Густой сигаретный дым скапливался под потолком плотным грозовым облаком. Часть облака рассеивалась при соприкосновении с решеткой вентиляционной отдушины, покрытой жирным слоем сажи и паутины, но большая и лучшая его часть плавно огибала дверной косяк и выплывала из кабинета дежурного в коридор.
– Слухи ходят, нас сокращать собираются, – нарушил тишину дежурный капитан. – До Нового года не протянем.
Помощник дежурного сержант Семушкин утвердительно кивнул, мысленно соглашаясь со старшим, и выпустил в атмосферу следующую порцию сизого табачного дыма.
– Нигде в Европе вытрезвителей нету, – сказал он. – Считается нарушением прав человека – насильно оказывать медицинские услуги населению.
Врач медвытрезвителя Петя Трофимов поежился. Разговоры о скором и неотвратимом сокращении всегда приводили его в крайнюю степень уныния, несмотря на то что сама по себе работа в вытрезвителе вызывала у него глубокое отвращение. Более того – он стеснялся отвечать на вопросы знакомых о месте работы. Что это такое – врач в вытрезвиловке? Ну больница, ну медицинская фирма, ну, на худой конец, поликлиника. А это? Тьфу, да и только!
– Права человека тут ни при чем, – с пониманием дела заявил капитан. – Не окупаемся мы.
– А пьяных куда девать? – уныло спросил Петя.
– А никуда. Пускай у начальства голова болит. Мне все равно – под заборами они валяются, на скамейках дрыхнут, песни по ночам горланят… Мне скоро на пенсию.

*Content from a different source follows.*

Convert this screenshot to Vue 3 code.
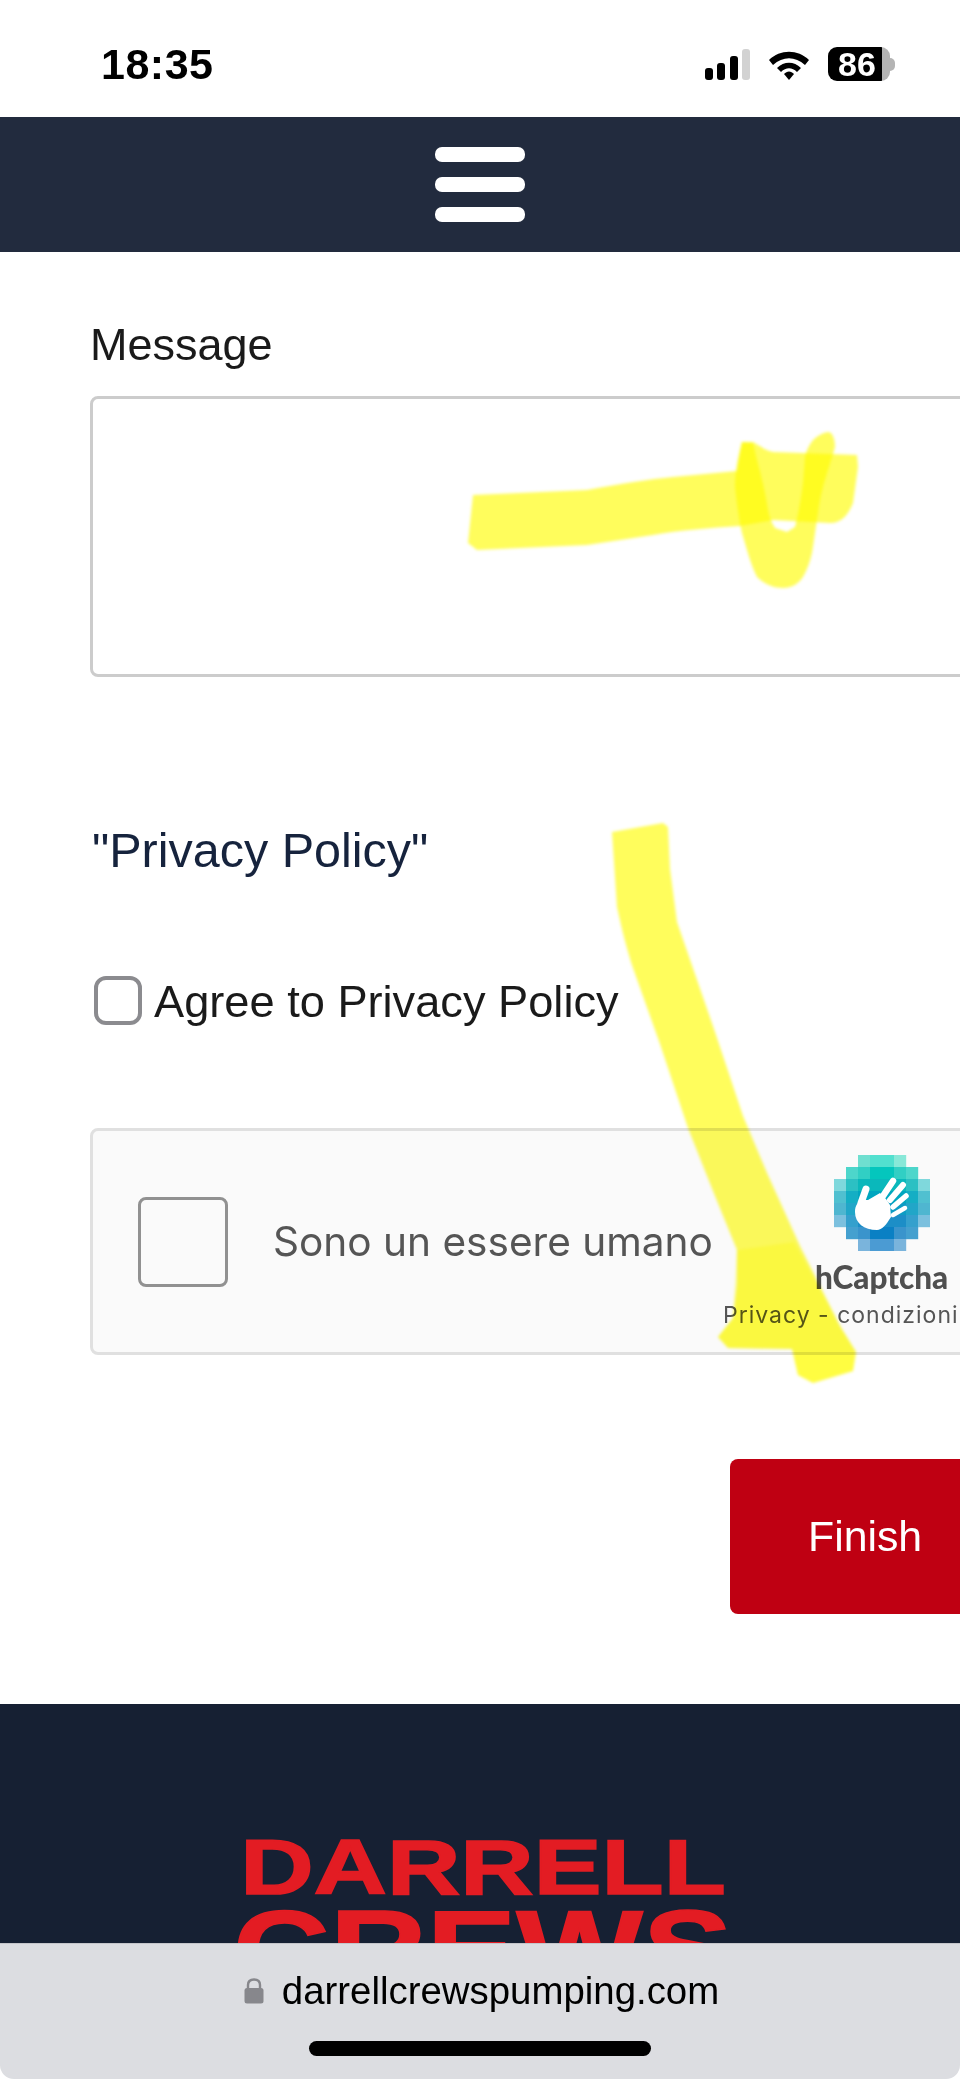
<template>
  <div class="page">
    <div class="status">
      <span class="time">18:35</span>
      <div class="status-icons">
        <div class="signal">
          <i class="s1"></i><i class="s2"></i><i class="s3"></i><i class="s4"></i>
        </div>
        <svg class="wifi" viewBox="0 0 42 31">
          <path d="M1 11 C12 0 30 0 41 11 L37 16 C27 7 15 7 5 16 Z" fill="#000" />
          <path d="M9 19 C16 12 26 12 33 19 L29 23 C24 18 18 18 13 23 Z" fill="#000" />
          <path d="M16 25 C19 21.500 23 21.500 26 25 L21 31 Z" fill="#000" />
        </svg>
        <div class="battery"><span>86</span></div>
        <div class="nub"></div>
      </div>
    </div>

    <nav class="nav">
      <span class="bar"></span><span class="bar"></span><span class="bar"></span>
    </nav>

    <main class="form">
      <label class="label">Message</label>
      <textarea class="message"></textarea>

      <h2 class="policy">"Privacy Policy"</h2>

      <label class="agree">
        <input type="checkbox" class="check" />
        <span class="agree-text">Agree to Privacy Policy</span>
      </label>

      <div class="captcha">
        <div class="cap-box"></div>
        <span class="cap-text">Sono un essere umano</span>
        <div class="cap-brand">
          <svg class="cap-logo" viewBox="0 0 96 96">
            <rect v-for="c in cells" :key="c.key" :x="c.x" :y="c.y" width="12.2" height="12.2" :fill="c.fill" />
            <path d="M21 57 C21 50 24 47 28 45 L34 45 L46 38 L52 44 L56 50 L57 62 C52 70 48 75 43 75 C30 75 21 68 21 57 Z" fill="#fff" />
            <g stroke="#fff" stroke-linecap="round" fill="none">
              <path d="M27 48 L32 34" stroke-width="7" />
              <path d="M49 41 L59 26" stroke-width="6.500" />
              <path d="M56 45 L69 30" stroke-width="6" />
              <path d="M59 52 L72 41" stroke-width="5.500" />
              <path d="M59 60 L71 53" stroke-width="4.500" />
            </g>
          </svg>
          <span class="cap-name">hCaptcha</span>
          <span class="cap-links">Privacy - condizioni</span>
        </div>
      </div>

      <div class="actions">
        <button class="finish">Finish</button>
      </div>
    </main>

    <footer class="footer">
      <div class="logo">
        <span class="logo-top">DARRELL</span>
        <span class="logo-bottom">CREWS</span>
      </div>
    </footer>

    <svg class="marker" viewBox="0 0 960 2079">
      <g fill="#fffc00" fill-opacity="0.64">
        <path d="M473 495 L587 490 C620 484 650 479 673 477 L737 471 L742 442 L753 442 C760 446 765 450 773 452 L857 455 L858 467 L853 503 C848 515 842 523 830 523 L773 520 L740 526 C710 528 680 530 653 535 L587 545 L477 550 L468 543 Z" />
        <path d="M742 442 C737 460 735 475 735 487 C737 505 739 520 742 533 C747 550 751 565 757 577 C765 585 775 588 783 588 C792 588 798 584 803 577 C807 570 810 562 812 553 C815 535 817 517 820 500 C824 480 830 465 835 447 C835 438 832 432 828 432 C822 433 817 436 813 440 C809 445 806 451 805 457 L803 483 C801 500 798 515 795 527 L787 532 L775 528 C771 522 769 516 768 510 C765 490 761 475 757 460 L753 443 Z" />
        <path d="M612 832 L617 907 C622 930 627 950 633 968 L660 1044 L688 1128 L715 1196 L737 1250 L737 1284 L733 1318 L718 1337 L728 1348 L792 1349 L798 1375 L813 1383 L853 1371 L856 1352 L840 1326 L800 1246 L767 1173 L743 1116 L715 1032 L677 922 L670 869 L668 827 L663 823 Z" />
      </g>
      <path d="M737 1250 L794 1242 L840 1326 L856 1352 L853 1371 L813 1383 L798 1375 L792 1349 L728 1348 L718 1337 L733 1318 Z" fill="#fffc00" fill-opacity="0.3" />
    </svg>

    <div class="browser">
      <div class="url">
        <svg class="lock" viewBox="0 0 20 26">
          <path d="M4 12 V7 C4 3 7 1.500 10 1.500 C13 1.500 16 3 16 7 V12" fill="none" stroke="#87878c" stroke-width="2.400" />
          <rect x="0.500" y="10" width="19" height="15.500" rx="2.500" fill="#87878c" />
        </svg>
        <span>darrellcrewspumping.com</span>
      </div>
      <div class="home"></div>
    </div>
  </div>
</template>

<script setup>
const rows = [
  [null, null, '#6fdfd0', '#52e0cf', '#52e0cf', '#88e8d8', null, null],
  [null, '#4dd6cb', '#31cfc4', '#04c6bd', '#04c6bd', '#31cfc4', '#4dd6cb', null],
  ['#7fd8dc', '#2cc0c3', '#0ab8bb', '#0ab8bb', '#0ab8bb', '#0ab8bb', '#2cc0c3', '#7fd8dc'],
  ['#50c0d0', '#14aec4', '#00a6bf', '#00a6bf', '#00a6bf', '#00a6bf', '#14aec4', '#50c0d0'],
  ['#4fb6d0', '#21a6c8', '#0d9cc4', '#0d9cc4', '#0d9cc4', '#0d9cc4', '#21a6c8', '#4fb6d0'],
  ['#7cc0de', '#35a0cd', '#1c8ec7', '#1c8ec7', '#1c8ec7', '#1c8ec7', '#35a0cd', '#7cc0de'],
  [null, '#45a0cf', '#3a94cc', '#0a80c4', '#0a80c4', '#3a94cc', '#45a0cf', null],
  [null, null, '#7ab4dc', '#4b9bd3', '#4b9bd3', '#7ab4dc', null, null]
]

const cells = rows.flatMap((row, y) =>
  row.map((fill, x) => ({ key: x + '-' + y, x: x * 12, y: y * 12, fill })).filter(c => c.fill)
)
</script>

<style>
html, body { margin: 0; background: #fff; }
</style>

<style scoped>
.page {
  position: relative;
  width: 960px;
  height: 2079px;
  overflow: hidden;
  background: #fff;
  font-family: "Liberation Sans", Arial, sans-serif;
  color: #1a1a1a;
}
.status {
  height: 117px;
  display: flex;
  align-items: center;
  justify-content: space-between;
  box-sizing: border-box;
  padding: 11px 65px 0 101px;
}
.time {
  font-size: 43px;
  font-weight: 700;
  color: #000;
  letter-spacing: 0.5px;
}
.status-icons {
  display: flex;
  align-items: center;
}
.signal {
  display: flex;
  align-items: flex-end;
  gap: 4.500px;
  height: 31px;
  margin-right: 18px;
}
.signal i {
  display: block;
  width: 8px;
  border-radius: 3px;
  background: #000;
}
.s1 { height: 12px; }
.s2 { height: 17px; }
.s3 { height: 24px; }
.signal .s4 { height: 31px; background: #d2d2d2; }
.wifi {
  width: 42px;
  height: 31px;
  margin-right: 18px;
}
.battery {
  width: 62px;
  height: 34px;
  border-radius: 9px;
  background: linear-gradient(90deg, #000 87%, #b4b4b4 87%);
  display: flex;
  align-items: center;
  padding-left: 10px;
  box-sizing: border-box;
  color: #fff;
  font-size: 34px;
  font-weight: 700;
}
.nub {
  width: 5px;
  height: 13px;
  border-radius: 0 6px 6px 0;
  background: #b4b4b4;
}
.nav {
  height: 135px;
  background: #222b3e;
  display: flex;
  flex-direction: column;
  align-items: center;
  justify-content: center;
  gap: 15px;
}
.bar {
  width: 90px;
  height: 15px;
  border-radius: 7px;
  background: #fff;
}
.form {
  padding: 67px 0 0 90px;
}
.label {
  display: block;
  font-size: 45px;
  line-height: 52px;
  color: #1a1a1a;
}
.message {
  display: block;
  width: 1000px;
  height: 281px;
  margin: 25px 0 0;
  box-sizing: border-box;
  border: 3px solid #ccc;
  border-radius: 8px;
  background: #fff;
  resize: none;
  outline: none;
}
.policy {
  margin: 147px 0 0 2px;
  font-size: 48.500px;
  line-height: 52px;
  font-weight: 400;
  color: #16233d;
}
.agree {
  display: flex;
  align-items: center;
  gap: 12px;
  height: 50px;
  margin: 99px 0 0 4px;
  font-size: 45.200px;
}
.agree-text {
  padding-top: 4px;
}
.check {
  appearance: none;
  margin: 0;
  width: 48px;
  height: 49px;
  box-sizing: border-box;
  border: 4px solid #8b8b8f;
  border-radius: 12px;
  background: #fff;
}
.captcha {
  display: flex;
  align-items: center;
  width: 960px;
  height: 227px;
  margin-top: 103px;
  box-sizing: border-box;
  border: 3px solid #e0e0e0;
  border-radius: 8px;
  background: #fafafa;
  padding-left: 45px;
  position: relative;
}
.cap-box {
  width: 90px;
  height: 90px;
  box-sizing: border-box;
  border: 3px solid #919191;
  border-radius: 8px;
  background: #fafafa;
  flex: none;
}
.cap-text {
  margin-left: 45px;
  font-family: Inter, "Liberation Sans", sans-serif;
  font-size: 40.600px;
  color: #555;
  white-space: nowrap;
}
.cap-brand {
  position: absolute;
  left: 630px;
  top: 24px;
  width: 230px;
  display: flex;
  flex-direction: column;
  align-items: flex-start;
}
.cap-logo {
  width: 96px;
  height: 96px;
  margin-left: 111px;
}
.cap-name {
  margin: 10px 0 0 92px;
  font-family: Lato, "Liberation Sans", sans-serif;
  font-size: 31.500px;
  line-height: 32px;
  font-weight: 900;
  color: #4f4f4f;
  white-space: nowrap;
}
.cap-links {
  margin-top: 8px;
  font-family: Inter, "Liberation Sans", sans-serif;
  font-size: 23px;
  line-height: 28px;
  letter-spacing: 1px;
  color: #555;
  white-space: nowrap;
}
.actions {
  margin-top: 104px;
  padding-left: 640px;
}
.finish {
  display: block;
  width: 300px;
  height: 155px;
  border: none;
  border-radius: 8px;
  background: #bf0012;
  color: #fff;
  font-family: "Liberation Sans", Arial, sans-serif;
  font-size: 42.800px;
  text-align: left;
  padding: 0 0 0 78px;
}
.footer {
  height: 239px;
  margin-top: 90px;
  background: #162033;
  padding-top: 135px;
  box-sizing: border-box;
  overflow: hidden;
}
.logo {
  display: flex;
  flex-direction: column;
  align-items: center;
  gap: 14px;
  color: #e31c23;
  font-weight: 700;
  -webkit-text-stroke: 1.500px #e31c23;
  padding-left: 5px;
}
.logo-top {
  display: block;
  font-size: 77px;
  line-height: 56px;
  transform: scaleX(1.32);
}
.logo-bottom {
  display: block;
  font-size: 110px;
  line-height: 80px;
  transform: scaleX(1.22);
}
.marker {
  position: absolute;
  left: 0;
  top: 0;
  width: 960px;
  height: 2079px;
  mix-blend-mode: multiply;
  filter: blur(1.500px);
  pointer-events: none;
}
.browser {
  position: absolute;
  left: 0;
  right: 0;
  bottom: 0;
  height: 136px;
  box-sizing: border-box;
  border-top: 1px solid #c4c5ca;
  border-radius: 0 0 14px 14px;
  background: #dcdde1;
  display: flex;
  flex-direction: column;
  align-items: center;
}
.url {
  display: flex;
  align-items: center;
  gap: 18px;
  margin-top: 24px;
  height: 46px;
  font-size: 38.400px;
  color: #000;
  padding-left: 3px;
}
.lock {
  width: 20px;
  height: 26px;
}
.home {
  width: 342px;
  height: 15px;
  margin-top: 27px;
  border-radius: 8px;
  background: #000;
}
</style>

Произнеся это, капитан замолчал и принялся ковырять пальцем в зубах.
«Тьфу ты! – стараясь не смотреть на капитана, мысленно злился Петя. – Козел старый. Вечно настроение испортит, а самому хоть бы хны».
Обнаружив новые неисправности в своем стоматологическом аппарате, капитан любил повернуться к Пете (как к врачу!), распахнуть рот как можно шире и, тыча пальцем в поломанные мосты и расшатавшиеся коронки, говорить с ним о зубных проблемах.
Чтобы лишить капитана на этот раз возможности продемонстрировать содержимое своего рта, Петя сделал вид, что осматривает лежащего связанным на полу пьяного мужика. Забулдыга спал, пускал во сне пузыри и ухмылялся. Петя наклонился к нему, проверил пульс на обеих руках, осмотрел повязки, не сильно ли они зажаты.